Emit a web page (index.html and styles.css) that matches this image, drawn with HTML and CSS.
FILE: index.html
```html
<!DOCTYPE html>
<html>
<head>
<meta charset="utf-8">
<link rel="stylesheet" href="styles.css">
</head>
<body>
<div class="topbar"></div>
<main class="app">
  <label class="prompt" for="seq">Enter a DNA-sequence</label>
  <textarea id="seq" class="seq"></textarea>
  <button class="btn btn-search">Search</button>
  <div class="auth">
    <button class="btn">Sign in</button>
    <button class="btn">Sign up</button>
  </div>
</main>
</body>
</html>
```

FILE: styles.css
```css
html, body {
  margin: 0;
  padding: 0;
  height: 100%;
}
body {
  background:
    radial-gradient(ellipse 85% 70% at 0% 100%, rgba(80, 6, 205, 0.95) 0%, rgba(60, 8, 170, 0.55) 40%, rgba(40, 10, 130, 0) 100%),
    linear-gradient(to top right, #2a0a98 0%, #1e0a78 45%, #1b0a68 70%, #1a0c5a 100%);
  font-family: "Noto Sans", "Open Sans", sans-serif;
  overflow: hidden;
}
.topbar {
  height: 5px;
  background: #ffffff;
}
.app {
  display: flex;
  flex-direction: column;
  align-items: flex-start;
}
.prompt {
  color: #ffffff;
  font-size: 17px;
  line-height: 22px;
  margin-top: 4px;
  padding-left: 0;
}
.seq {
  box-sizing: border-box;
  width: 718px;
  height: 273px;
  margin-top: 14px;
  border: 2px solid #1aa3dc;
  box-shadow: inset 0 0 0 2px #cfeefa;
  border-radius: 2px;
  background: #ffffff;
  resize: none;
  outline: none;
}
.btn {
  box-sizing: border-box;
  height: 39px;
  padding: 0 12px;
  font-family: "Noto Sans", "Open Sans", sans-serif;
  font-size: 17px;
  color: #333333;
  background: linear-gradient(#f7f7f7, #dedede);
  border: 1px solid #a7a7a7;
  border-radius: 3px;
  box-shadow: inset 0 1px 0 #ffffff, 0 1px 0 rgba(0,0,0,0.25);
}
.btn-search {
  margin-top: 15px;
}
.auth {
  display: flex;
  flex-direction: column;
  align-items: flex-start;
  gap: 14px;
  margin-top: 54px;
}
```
== == ==
→ **What is required**
Read the data above and pull out each line that holds the string "styles".

→ **Exercise answer**
Emit a web page (index.html and styles.css) that matches this image, drawn with HTML and CSS.
<link rel="stylesheet" href="styles.css">
FILE: styles.css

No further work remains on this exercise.